Charles Jimmie Sr., a Tlingit Indian elder in Alaska, speaks mystically of his father as an eagle, his mother as a raven. Amelia Rudolph of Muir Beach, Calif., leads her Bandaloop Cliff Dancers through dazzling routines of gravity defiance while suspended off mountainsides. Klezmer clarinetist David Krakauer of New York City talks about injecting James Brown and Jimi Hendrix influences into his Jewish music traditions.

The profiles all were shot before the Sept. 11 attacks, so there is no trace of the dark cloud of terrorism that has gripped the country since.
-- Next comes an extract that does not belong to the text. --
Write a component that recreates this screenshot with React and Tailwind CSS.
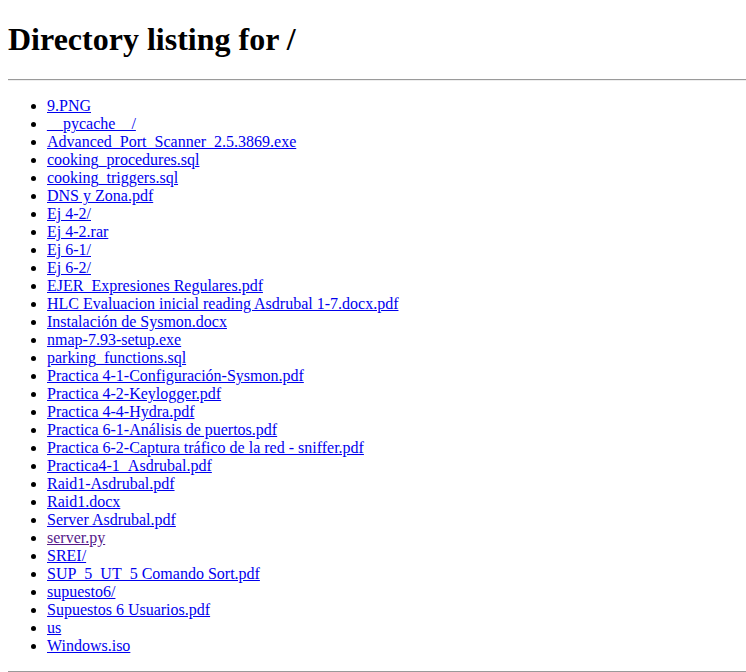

Schwartzberg rightly says that lends the film a more timeless air, though people watching it in a post-Sept. 11 world might feel the slightest of pauses over its unbridled optimism.

Along with the eclectic mix of tunes performed by his on-screen subjects, Schwartzberg assembles a killer soundtrack including songs from Smash Mouth, John Hiatt and John Mellencamp, who wrote a theme song specifically for “America’s Heart & Soul.”

New Orleans trumpeter James Andrews III — playing alongside his brother, Troy “Trombone Shorty” Andrews — sums up the film’s theme with this simple declaration: “My name is James Andrews. This is my neighborhood, and these are my people.”

Schwartzberg has crafted a joyously inclusive celebration of an American way of life that includes all ways of life.